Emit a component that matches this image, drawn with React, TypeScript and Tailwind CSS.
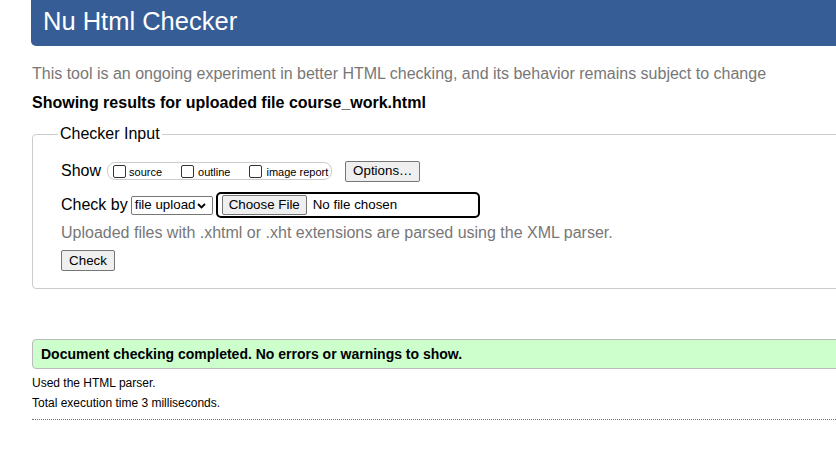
function Checkbox() {
  return <span className="inline-block h-[13px] w-[13px] shrink-0 rounded-[2px] border border-[#333] bg-white" />;
}

function Btn({ children, className = "" }: { children: React.ReactNode; className?: string }) {
  return (
    <span
      className={`inline-flex items-center justify-center rounded-[2px] border border-[#767676] bg-[#efefef] text-[13.33px] leading-[16px] text-black ${className}`}
    >
      {children}
    </span>
  );
}

export default function App() {
  return (
    <div className="h-[471px] w-[836px] overflow-hidden bg-white font-['Liberation_Sans',Arial,sans-serif] text-black">
      <div className="ml-[32px] w-[860px]">
        {/* Title bar */}
        <header className="-ml-px h-[46px] rounded-b-[5px] bg-[#365d96] pl-[12px] pt-[8px]">
          <h1 className="text-[25.5px] leading-[26px] text-white">Nu Html Checker</h1>
        </header>

        <p className="mt-[18px] text-[16px] leading-[20px] text-[#777]">
          This tool is an ongoing experiment in better HTML checking, and its behavior remains subject to change
        </p>
        <p className="mt-[9px] text-[16px] font-bold leading-[20px]">
          Showing results for uploaded file course_work.html
        </p>

        {/* Checker input form */}
        <fieldset className="mt-[11px] rounded-[4px] border border-[#ccc] pb-[16px] pl-[28px] pt-[16px]">
          <legend className="-ml-[3px] px-[2px] text-[16px] leading-[20px]">Checker Input</legend>

          <div className="flex h-[22px] items-center">
            <span className="text-[16px] leading-[20px]">Show</span>
            <span className="ml-[6px] flex h-[18px] items-center rounded-[8px] border border-[#ccc] pl-[5px] pr-[3px] text-[11px] leading-[13px]">
              <span className="flex items-center">
                <Checkbox />
                <span className="ml-[3px] mt-[2px]">source</span>
              </span>
              <span className="ml-[19px] flex items-center">
                <Checkbox />
                <span className="ml-[4px] mt-[2px]">outline</span>
              </span>
              <span className="ml-[19px] flex items-center">
                <Checkbox />
                <span className="ml-[4px] mt-[2px]">image report</span>
              </span>
            </span>
            <Btn className="ml-[13px] h-[21px] w-[75px]">Options…</Btn>
          </div>

          <div className="mt-[10px] flex h-[26px] items-center">
            <span className="text-[16px] leading-[20px]">Check by</span>
            <span className="ml-[3px] flex h-[19px] w-[82px] items-center justify-between rounded-[2px] border border-[#767676] bg-white pl-[3px] pr-[6px] text-[13.33px] leading-[16px]">
              file upload
              <svg width="9" height="6" viewBox="0 0 9 6" className="mt-px">
                <polyline points="1,1 4.5,4.5 8,1" fill="none" stroke="#000" strokeWidth="1.8" />
              </svg>
            </span>
            <span className="ml-[3px] flex h-[26px] w-[264px] items-center rounded-[5px] border-2 border-black">
              <Btn className="ml-[4px] h-[20px] w-[85px]">Choose File</Btn>
              <span className="ml-[6px] text-[13.33px] leading-[16px]">No file chosen</span>
            </span>
          </div>

          <p className="mt-[5px] text-[16px] leading-[20px] text-[#777]">
            Uploaded files with .xhtml or .xht extensions are parsed using the XML parser.
          </p>

          <Btn className="mt-[7px] h-[21px] w-[54px]">Check</Btn>
        </fieldset>

        {/* Results */}
        <div className="mt-[50px] flex h-[30px] items-center rounded-[4px] border border-[#bbb] bg-[#ccffcc] pl-[8px]">
          <span className="text-[14px] font-bold leading-[18px]">
            Document checking completed. No errors or warnings to show.
          </span>
        </div>
        <p className="mt-[4px] text-[12px] leading-[20px]">Used the HTML parser.</p>
        <p className="text-[12px] leading-[20px]">Total execution time 3 milliseconds.</p>
        <div className="mt-[6px] border-b border-dotted border-[#777]" />
      </div>
    </div>
  );
}
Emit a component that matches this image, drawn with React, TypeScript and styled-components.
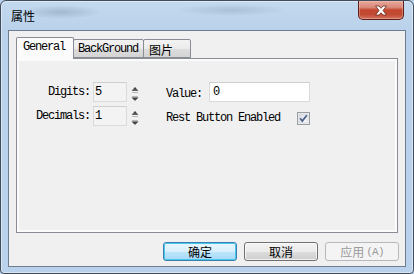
- - - - -
- Problem to work on: Leave out the pictures and print each record exactly as it stands.

- Output:
Emit a component that matches this image, drawn with React, TypeScript and Tailwind CSS.
function Checkbox() {
  return <span className="inline-block h-[13px] w-[13px] shrink-0 rounded-[2px] border border-[#333] bg-white" />;
}

function Btn({ children, className = "" }: { children: React.ReactNode; className?: string }) {
  return (
    <span
      className={`inline-flex items-center justify-center rounded-[2px] border border-[#767676] bg-[#efefef] text-[13.33px] leading-[16px] text-black ${className}`}
    >
      {children}
    </span>
  );
}

export default function App() {
  return (
    <div className="h-[471px] w-[836px] overflow-hidden bg-white font-['Liberation_Sans',Arial,sans-serif] text-black">
      <div className="ml-[32px] w-[860px]">
        {/* Title bar */}
        <header className="-ml-px h-[46px] rounded-b-[5px] bg-[#365d96] pl-[12px] pt-[8px]">
          <h1 className="text-[25.5px] leading-[26px] text-white">Nu Html Checker</h1>
        </header>

        <p className="mt-[18px] text-[16px] leading-[20px] text-[#777]">
          This tool is an ongoing experiment in better HTML checking, and its behavior remains subject to change
        </p>
        <p className="mt-[9px] text-[16px] font-bold leading-[20px]">
          Showing results for uploaded file course_work.html
        </p>

        {/* Checker input form */}
        <fieldset className="mt-[11px] rounded-[4px] border border-[#ccc] pb-[16px] pl-[28px] pt-[16px]">
          <legend className="-ml-[3px] px-[2px] text-[16px] leading-[20px]">Checker Input</legend>

          <div className="flex h-[22px] items-center">
            <span className="text-[16px] leading-[20px]">Show</span>
            <span className="ml-[6px] flex h-[18px] items-center rounded-[8px] border border-[#ccc] pl-[5px] pr-[3px] text-[11px] leading-[13px]">
              <span className="flex items-center">
                <Checkbox />
                <span className="ml-[3px] mt-[2px]">source</span>
              </span>
              <span className="ml-[19px] flex items-center">
                <Checkbox />
                <span className="ml-[4px] mt-[2px]">outline</span>
              </span>
              <span className="ml-[19px] flex items-center">
                <Checkbox />
                <span className="ml-[4px] mt-[2px]">image report</span>
              </span>
            </span>
            <Btn className="ml-[13px] h-[21px] w-[75px]">Options…</Btn>
          </div>

          <div className="mt-[10px] flex h-[26px] items-center">
            <span className="text-[16px] leading-[20px]">Check by</span>
            <span className="ml-[3px] flex h-[19px] w-[82px] items-center justify-between rounded-[2px] border border-[#767676] bg-white pl-[3px] pr-[6px] text-[13.33px] leading-[16px]">
              file upload
              <svg width="9" height="6" viewBox="0 0 9 6" className="mt-px">
                <polyline points="1,1 4.5,4.5 8,1" fill="none" stroke="#000" strokeWidth="1.8" />
              </svg>
            </span>
            <span className="ml-[3px] flex h-[26px] w-[264px] items-center rounded-[5px] border-2 border-black">
              <Btn className="ml-[4px] h-[20px] w-[85px]">Choose File</Btn>
              <span className="ml-[6px] text-[13.33px] leading-[16px]">No file chosen</span>
            </span>
          </div>

          <p className="mt-[5px] text-[16px] leading-[20px] text-[#777]">
            Uploaded files with .xhtml or .xht extensions are parsed using the XML parser.
          </p>

          <Btn className="mt-[7px] h-[21px] w-[54px]">Check</Btn>
        </fieldset>

        {/* Results */}
        <div className="mt-[50px] flex h-[30px] items-center rounded-[4px] border border-[#bbb] bg-[#ccffcc] pl-[8px]">
          <span className="text-[14px] font-bold leading-[18px]">
            Document checking completed. No errors or warnings to show.
          </span>
        </div>
        <p className="mt-[4px] text-[12px] leading-[20px]">Used the HTML parser.</p>
        <p className="text-[12px] leading-[20px]">Total execution time 3 milliseconds.</p>
        <div className="mt-[6px] border-b border-dotted border-[#777]" />
      </div>
    </div>
  );
}
Emit a component that matches this image, drawn with React, TypeScript and styled-components.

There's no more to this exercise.